Sleep - "Dopesmoker"

"Dopesmoker" is perhaps the quintessential long metal song. Taking in this 63-minute behemoth (preferably in a dorm room, with plenty of potent smoking material on hand) is a rite of passage for fledging metalheads. Its album-filling length could be just a novelty, but instead, Sleep's legendary drone epic serves as the ideal gateway into the whole universe of stoner metal. A great long song, and an important one at that.

Slipknot - "Iowa"

Slipknot don't wander beyond the 10-minute mark too often, but when they do, they make it worth a Maggot's while. Iowa's psychopathic closing track sees Corey Taylor inhabiting the mind of a deranged necrophiliac, writhing and caterwauling into the darkness while his bandmates deal out some of the heaviest, sludgiest, gnarliest noise the 'Knot have ever captured on tape. Brutal.

TOOL - "7empest"

For a band that's become identified with epic runtimes, TOOL surprisingly don't have all that many compositions that actually top the 10-minute mark — especially if you don't count multi-song suites or their latest album, Fear Inoculum. Every non-interlude track on that 2019 opus breaks into double digits, and our favorite is "7empest," a propulsive rager that brilliantly fuses the in-your-face fury of their alt-metal roots with the trippy prog of their latter days.

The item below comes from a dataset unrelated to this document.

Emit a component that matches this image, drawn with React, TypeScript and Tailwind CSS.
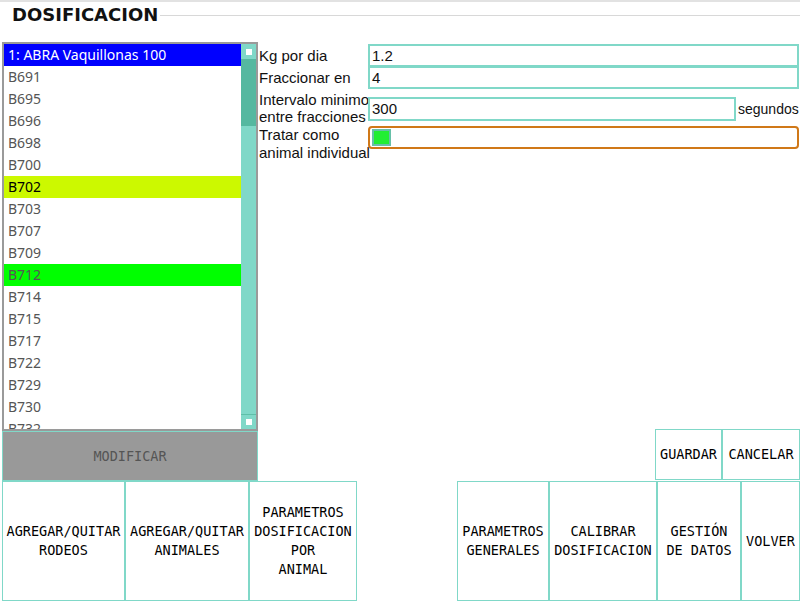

Type O Negative - "Black No. 1"

Peter Steele didn't give a shit about brevity, which enabled Type O Negative's music to take so many explorative twists and turns in the timeframe of a single song. They have plenty of over-10-minute knockouts, but you can't argue that "Black No. 1" isn't, well, No. 1. At once psychedelic, campy, sincere, tuneful, crushing and progressively structured, Type O's goth-metal landmark earns every minute of its 11-minute runtime.